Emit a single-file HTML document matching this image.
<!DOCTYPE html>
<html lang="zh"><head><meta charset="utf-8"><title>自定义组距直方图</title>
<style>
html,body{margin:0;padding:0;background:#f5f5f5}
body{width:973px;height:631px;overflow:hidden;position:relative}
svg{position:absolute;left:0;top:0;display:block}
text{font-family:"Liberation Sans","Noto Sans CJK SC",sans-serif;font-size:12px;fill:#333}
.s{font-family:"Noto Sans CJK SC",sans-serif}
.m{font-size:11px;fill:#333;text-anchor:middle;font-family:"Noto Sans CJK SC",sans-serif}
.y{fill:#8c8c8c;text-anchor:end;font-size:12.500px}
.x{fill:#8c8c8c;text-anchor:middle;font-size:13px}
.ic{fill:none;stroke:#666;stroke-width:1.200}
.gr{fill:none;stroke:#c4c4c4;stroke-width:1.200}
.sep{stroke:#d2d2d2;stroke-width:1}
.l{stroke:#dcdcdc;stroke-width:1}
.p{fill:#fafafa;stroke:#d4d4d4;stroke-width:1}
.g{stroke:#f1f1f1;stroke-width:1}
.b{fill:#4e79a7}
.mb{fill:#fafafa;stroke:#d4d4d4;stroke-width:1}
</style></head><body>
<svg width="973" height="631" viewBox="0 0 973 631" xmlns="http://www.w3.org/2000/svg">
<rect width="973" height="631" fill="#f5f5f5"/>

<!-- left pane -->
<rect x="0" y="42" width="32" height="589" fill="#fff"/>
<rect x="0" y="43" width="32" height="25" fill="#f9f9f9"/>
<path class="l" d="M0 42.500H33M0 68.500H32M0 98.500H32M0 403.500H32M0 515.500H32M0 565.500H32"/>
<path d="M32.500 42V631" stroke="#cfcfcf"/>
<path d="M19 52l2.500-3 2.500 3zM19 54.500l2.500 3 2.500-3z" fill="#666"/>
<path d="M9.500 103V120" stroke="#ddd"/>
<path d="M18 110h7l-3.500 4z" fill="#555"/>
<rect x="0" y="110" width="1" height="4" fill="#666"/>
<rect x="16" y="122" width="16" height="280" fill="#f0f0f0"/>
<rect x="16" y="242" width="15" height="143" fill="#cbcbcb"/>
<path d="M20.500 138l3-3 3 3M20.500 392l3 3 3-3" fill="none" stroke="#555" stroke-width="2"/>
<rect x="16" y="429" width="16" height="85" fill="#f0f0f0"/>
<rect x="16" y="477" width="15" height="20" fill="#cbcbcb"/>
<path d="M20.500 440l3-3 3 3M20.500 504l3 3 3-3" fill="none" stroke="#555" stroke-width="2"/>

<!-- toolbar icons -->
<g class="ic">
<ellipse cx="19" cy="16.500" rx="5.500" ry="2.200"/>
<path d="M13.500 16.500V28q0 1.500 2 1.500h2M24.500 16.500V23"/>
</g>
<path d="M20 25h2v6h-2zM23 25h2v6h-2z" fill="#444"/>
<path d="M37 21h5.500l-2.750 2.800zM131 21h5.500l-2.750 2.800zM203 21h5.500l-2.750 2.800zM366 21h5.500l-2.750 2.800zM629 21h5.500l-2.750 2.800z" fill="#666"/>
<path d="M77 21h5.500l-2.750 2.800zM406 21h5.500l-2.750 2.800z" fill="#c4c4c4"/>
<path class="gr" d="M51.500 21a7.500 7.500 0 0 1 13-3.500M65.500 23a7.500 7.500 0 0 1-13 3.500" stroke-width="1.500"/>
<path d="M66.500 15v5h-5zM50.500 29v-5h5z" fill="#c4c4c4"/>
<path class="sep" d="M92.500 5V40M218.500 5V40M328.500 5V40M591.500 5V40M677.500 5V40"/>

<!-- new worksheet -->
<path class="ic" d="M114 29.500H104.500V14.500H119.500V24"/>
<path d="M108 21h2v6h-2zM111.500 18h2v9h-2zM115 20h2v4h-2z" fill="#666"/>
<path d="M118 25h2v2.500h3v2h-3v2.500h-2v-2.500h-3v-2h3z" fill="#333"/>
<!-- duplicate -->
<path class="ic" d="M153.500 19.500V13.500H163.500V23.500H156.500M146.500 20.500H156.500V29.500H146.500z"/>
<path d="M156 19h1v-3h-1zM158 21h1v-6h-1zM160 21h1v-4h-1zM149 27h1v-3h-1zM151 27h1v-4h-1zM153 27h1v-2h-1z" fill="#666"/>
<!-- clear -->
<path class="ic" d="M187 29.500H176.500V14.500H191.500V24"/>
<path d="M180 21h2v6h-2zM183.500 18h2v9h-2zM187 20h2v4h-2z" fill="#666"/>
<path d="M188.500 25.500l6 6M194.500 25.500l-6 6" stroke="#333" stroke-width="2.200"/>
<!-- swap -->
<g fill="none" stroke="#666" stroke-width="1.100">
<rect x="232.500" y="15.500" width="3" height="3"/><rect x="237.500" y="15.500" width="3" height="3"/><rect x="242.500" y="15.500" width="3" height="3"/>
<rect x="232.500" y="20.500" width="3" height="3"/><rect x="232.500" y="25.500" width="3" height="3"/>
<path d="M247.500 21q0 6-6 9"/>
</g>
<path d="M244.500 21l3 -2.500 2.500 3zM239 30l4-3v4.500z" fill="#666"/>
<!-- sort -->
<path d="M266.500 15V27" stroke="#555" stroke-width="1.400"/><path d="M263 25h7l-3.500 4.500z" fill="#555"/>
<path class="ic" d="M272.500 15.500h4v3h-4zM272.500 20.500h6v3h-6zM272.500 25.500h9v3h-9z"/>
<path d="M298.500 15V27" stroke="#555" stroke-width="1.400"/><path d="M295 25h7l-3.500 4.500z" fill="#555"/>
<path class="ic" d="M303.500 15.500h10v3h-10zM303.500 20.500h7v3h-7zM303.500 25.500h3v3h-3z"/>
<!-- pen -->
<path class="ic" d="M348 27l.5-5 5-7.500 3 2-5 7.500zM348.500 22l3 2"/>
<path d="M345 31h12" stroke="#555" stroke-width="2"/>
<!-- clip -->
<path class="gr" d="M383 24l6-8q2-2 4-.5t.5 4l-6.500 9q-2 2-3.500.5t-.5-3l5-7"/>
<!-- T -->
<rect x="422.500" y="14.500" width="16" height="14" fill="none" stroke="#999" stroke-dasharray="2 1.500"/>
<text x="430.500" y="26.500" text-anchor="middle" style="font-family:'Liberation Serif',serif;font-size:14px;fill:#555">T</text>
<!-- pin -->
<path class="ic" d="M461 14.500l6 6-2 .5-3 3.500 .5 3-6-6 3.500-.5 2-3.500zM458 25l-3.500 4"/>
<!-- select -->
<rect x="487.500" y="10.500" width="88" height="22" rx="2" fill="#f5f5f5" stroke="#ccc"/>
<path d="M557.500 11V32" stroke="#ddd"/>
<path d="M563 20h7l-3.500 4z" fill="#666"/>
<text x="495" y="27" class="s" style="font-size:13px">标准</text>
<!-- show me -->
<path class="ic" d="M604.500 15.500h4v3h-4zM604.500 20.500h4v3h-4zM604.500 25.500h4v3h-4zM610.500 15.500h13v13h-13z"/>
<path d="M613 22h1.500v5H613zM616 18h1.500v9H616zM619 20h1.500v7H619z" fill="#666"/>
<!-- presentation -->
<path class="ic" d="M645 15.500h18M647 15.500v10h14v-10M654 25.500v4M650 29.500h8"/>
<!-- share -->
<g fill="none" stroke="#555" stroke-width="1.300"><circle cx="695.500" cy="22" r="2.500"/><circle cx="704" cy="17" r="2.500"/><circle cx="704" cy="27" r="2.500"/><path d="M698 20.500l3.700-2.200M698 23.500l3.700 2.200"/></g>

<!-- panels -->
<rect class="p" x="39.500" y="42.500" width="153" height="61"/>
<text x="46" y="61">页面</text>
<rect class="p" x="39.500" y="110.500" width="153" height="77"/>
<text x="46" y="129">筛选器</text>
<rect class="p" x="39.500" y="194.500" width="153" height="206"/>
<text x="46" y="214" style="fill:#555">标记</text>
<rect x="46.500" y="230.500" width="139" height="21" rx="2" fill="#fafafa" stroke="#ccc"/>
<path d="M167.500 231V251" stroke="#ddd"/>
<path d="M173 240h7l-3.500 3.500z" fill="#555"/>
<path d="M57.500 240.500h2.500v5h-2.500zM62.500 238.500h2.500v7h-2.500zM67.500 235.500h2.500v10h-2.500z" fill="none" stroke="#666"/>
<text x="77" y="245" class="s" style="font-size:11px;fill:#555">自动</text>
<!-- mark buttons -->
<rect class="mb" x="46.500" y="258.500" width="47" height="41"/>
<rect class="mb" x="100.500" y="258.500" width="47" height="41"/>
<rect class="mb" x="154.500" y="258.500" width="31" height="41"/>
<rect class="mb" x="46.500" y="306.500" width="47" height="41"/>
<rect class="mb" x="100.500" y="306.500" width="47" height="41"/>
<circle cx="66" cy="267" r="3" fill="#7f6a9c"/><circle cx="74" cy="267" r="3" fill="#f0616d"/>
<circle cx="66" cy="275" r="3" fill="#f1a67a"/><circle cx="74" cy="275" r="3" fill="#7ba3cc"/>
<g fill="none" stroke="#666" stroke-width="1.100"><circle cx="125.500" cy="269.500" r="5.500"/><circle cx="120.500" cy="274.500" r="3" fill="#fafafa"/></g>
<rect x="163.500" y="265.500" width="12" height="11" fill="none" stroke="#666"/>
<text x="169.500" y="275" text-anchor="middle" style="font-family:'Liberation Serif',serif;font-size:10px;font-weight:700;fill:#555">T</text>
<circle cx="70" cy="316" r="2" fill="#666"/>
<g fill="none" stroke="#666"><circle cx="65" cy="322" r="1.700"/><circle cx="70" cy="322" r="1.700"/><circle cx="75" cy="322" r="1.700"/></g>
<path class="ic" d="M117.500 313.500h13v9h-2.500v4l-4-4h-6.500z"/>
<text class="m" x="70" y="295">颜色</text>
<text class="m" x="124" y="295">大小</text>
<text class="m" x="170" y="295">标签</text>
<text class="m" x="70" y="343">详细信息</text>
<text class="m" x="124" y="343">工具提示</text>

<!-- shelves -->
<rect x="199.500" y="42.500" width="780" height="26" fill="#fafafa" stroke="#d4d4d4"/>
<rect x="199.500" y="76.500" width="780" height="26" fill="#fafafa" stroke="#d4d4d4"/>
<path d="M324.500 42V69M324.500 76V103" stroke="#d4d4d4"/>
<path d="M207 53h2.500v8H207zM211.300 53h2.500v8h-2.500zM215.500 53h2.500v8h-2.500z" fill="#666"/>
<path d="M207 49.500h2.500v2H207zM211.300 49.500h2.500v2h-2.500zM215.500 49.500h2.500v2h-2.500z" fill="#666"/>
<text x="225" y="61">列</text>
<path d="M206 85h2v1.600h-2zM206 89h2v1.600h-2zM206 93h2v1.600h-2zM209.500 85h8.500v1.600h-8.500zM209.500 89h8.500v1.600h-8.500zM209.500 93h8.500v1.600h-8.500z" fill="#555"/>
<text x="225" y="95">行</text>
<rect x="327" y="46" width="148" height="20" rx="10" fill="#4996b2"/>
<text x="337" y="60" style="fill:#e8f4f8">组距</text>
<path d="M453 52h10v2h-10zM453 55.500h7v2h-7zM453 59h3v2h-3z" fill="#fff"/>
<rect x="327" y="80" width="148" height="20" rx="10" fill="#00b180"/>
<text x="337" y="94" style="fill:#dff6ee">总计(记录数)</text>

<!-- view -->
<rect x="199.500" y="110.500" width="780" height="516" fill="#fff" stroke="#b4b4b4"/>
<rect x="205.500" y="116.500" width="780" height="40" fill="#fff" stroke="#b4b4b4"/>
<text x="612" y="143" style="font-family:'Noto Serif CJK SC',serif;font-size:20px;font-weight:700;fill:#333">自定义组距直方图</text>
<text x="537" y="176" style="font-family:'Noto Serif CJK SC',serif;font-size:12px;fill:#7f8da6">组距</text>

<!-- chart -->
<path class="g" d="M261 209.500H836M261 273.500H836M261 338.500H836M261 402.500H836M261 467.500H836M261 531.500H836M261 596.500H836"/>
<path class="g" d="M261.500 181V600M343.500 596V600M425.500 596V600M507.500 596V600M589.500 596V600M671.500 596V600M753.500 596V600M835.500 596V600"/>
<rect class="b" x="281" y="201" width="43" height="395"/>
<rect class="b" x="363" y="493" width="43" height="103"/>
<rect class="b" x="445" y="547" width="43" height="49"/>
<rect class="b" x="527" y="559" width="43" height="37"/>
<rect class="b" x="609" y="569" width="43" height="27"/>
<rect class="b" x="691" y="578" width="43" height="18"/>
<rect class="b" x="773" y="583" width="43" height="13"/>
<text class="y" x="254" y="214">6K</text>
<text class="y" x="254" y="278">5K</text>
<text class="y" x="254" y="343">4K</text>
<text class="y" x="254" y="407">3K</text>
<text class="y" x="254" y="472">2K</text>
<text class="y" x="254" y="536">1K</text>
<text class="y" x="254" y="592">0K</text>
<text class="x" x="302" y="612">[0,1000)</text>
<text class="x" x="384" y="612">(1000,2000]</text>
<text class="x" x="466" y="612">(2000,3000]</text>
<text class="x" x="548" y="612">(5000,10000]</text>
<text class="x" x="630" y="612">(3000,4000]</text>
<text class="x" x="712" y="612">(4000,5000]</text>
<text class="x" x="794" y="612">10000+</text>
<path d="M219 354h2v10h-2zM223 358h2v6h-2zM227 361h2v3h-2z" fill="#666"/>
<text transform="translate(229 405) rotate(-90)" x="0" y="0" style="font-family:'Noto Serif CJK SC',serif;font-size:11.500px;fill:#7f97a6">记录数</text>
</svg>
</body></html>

--------

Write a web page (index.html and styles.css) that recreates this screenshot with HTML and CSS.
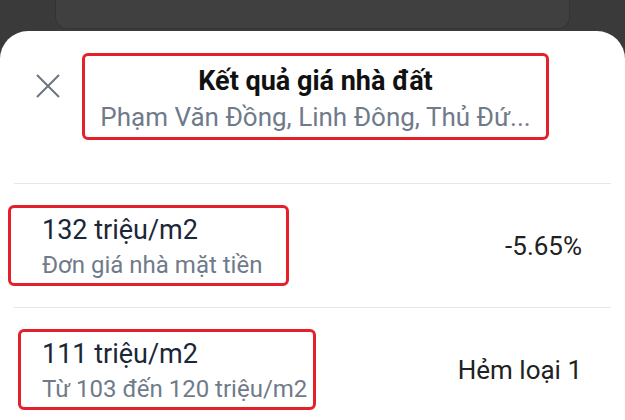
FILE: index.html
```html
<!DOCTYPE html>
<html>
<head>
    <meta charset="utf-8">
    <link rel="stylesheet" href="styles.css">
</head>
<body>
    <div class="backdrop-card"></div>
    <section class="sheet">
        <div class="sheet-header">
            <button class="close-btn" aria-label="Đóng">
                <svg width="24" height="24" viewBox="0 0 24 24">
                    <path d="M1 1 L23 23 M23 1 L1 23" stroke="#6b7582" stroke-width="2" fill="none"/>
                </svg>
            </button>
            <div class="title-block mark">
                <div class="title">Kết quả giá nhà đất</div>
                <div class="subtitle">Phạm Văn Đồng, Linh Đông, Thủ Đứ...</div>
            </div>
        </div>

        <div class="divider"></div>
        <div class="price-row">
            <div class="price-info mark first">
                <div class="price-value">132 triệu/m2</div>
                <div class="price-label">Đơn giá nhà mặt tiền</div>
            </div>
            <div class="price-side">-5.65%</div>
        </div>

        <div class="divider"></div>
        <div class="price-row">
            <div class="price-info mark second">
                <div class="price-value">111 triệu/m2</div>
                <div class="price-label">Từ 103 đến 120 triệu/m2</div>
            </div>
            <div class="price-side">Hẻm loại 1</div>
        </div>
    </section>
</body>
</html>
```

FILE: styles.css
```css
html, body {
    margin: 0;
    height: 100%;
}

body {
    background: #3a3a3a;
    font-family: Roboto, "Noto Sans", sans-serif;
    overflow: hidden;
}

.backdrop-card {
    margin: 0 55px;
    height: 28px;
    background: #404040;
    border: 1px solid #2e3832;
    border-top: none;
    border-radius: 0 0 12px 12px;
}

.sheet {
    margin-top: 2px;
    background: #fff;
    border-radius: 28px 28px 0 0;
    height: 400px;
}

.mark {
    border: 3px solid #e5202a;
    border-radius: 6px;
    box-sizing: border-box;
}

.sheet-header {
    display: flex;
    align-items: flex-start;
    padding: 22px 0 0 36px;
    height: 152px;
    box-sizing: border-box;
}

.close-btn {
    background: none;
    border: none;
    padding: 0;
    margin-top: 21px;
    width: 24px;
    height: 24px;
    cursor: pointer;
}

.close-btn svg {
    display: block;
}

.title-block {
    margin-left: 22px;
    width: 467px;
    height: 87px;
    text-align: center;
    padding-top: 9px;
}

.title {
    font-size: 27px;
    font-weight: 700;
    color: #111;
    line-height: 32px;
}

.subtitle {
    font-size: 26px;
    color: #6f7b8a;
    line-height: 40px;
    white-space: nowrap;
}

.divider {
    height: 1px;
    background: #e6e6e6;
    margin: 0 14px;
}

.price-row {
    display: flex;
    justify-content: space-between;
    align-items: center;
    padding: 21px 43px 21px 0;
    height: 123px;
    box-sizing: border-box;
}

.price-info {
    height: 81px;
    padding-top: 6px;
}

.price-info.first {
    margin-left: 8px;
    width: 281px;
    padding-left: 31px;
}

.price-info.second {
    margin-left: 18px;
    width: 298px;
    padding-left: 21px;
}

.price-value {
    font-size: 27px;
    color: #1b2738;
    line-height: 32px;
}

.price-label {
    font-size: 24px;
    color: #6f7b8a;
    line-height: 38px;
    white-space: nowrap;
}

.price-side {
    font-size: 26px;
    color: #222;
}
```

--------

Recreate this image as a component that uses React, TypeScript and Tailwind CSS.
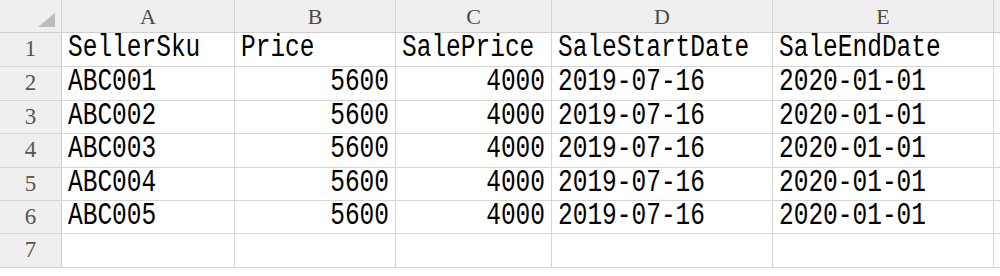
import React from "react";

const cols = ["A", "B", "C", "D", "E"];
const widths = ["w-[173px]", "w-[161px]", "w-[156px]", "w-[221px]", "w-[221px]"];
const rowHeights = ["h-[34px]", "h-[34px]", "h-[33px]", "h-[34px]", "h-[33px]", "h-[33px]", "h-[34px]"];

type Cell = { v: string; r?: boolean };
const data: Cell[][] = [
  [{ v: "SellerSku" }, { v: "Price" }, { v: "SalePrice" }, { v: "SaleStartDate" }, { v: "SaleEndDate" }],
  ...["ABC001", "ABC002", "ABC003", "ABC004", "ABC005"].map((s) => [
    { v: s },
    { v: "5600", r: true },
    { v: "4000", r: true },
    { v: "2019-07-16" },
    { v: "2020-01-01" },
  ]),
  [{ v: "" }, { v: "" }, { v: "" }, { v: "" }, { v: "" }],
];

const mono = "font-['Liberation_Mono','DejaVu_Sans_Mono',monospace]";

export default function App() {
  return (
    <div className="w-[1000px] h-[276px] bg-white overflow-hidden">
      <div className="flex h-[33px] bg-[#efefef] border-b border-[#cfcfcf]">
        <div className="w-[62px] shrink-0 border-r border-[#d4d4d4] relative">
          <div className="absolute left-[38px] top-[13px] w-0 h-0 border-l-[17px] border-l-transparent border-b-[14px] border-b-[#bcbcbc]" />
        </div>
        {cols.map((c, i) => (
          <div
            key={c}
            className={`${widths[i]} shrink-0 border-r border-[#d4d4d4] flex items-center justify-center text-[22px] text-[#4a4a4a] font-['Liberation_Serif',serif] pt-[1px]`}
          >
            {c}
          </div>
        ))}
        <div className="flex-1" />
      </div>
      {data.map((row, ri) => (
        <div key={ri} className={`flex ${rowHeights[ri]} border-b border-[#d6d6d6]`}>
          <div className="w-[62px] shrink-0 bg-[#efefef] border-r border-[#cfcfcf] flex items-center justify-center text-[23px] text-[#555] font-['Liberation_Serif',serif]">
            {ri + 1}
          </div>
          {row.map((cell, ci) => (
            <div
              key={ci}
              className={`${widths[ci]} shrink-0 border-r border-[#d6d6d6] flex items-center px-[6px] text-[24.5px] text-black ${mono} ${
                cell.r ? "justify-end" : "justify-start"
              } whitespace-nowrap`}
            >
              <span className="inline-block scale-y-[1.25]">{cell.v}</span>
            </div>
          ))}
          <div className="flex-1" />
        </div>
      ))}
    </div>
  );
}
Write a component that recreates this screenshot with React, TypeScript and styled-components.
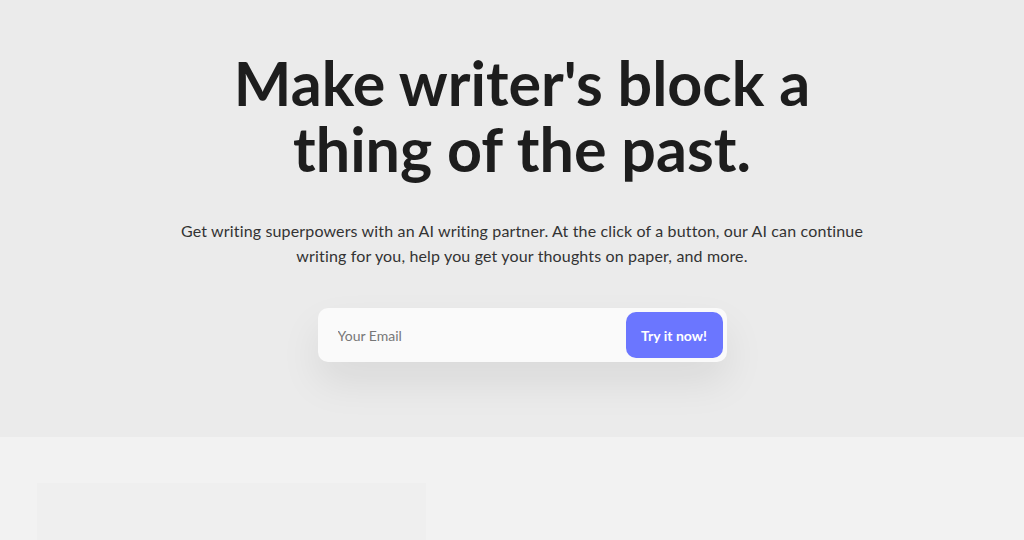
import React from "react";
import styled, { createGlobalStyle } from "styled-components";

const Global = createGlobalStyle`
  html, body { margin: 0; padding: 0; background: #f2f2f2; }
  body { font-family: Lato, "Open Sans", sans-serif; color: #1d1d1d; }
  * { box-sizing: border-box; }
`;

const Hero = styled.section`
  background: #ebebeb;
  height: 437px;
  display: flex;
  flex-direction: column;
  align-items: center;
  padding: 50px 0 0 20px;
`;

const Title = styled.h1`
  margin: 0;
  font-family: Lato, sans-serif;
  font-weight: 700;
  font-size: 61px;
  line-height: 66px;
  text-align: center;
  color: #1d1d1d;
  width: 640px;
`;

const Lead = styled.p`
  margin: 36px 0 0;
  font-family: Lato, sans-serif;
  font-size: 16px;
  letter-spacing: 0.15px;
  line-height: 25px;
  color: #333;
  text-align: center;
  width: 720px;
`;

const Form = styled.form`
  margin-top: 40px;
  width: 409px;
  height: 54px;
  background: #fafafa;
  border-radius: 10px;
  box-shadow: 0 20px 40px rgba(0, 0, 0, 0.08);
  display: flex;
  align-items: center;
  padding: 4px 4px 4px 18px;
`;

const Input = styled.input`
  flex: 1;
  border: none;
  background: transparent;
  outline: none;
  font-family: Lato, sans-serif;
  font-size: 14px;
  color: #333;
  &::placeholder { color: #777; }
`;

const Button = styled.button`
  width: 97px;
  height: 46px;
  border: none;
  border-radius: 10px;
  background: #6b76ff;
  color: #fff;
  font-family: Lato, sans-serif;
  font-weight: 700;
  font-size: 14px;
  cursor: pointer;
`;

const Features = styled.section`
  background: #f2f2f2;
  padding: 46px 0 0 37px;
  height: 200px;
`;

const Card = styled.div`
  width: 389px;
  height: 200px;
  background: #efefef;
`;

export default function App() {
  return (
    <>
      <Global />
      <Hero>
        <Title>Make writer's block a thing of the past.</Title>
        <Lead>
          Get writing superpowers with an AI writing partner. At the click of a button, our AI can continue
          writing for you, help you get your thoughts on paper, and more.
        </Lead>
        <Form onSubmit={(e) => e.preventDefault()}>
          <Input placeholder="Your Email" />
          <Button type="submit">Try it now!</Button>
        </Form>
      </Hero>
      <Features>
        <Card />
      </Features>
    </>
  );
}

--------

-- What you need to do --
Pick out every line above that holds the word "image" and copy it.

-- Finished task --
Emit a single-file HTML document matching this image.
Recreate this image as a component that uses React, TypeScript and Tailwind CSS.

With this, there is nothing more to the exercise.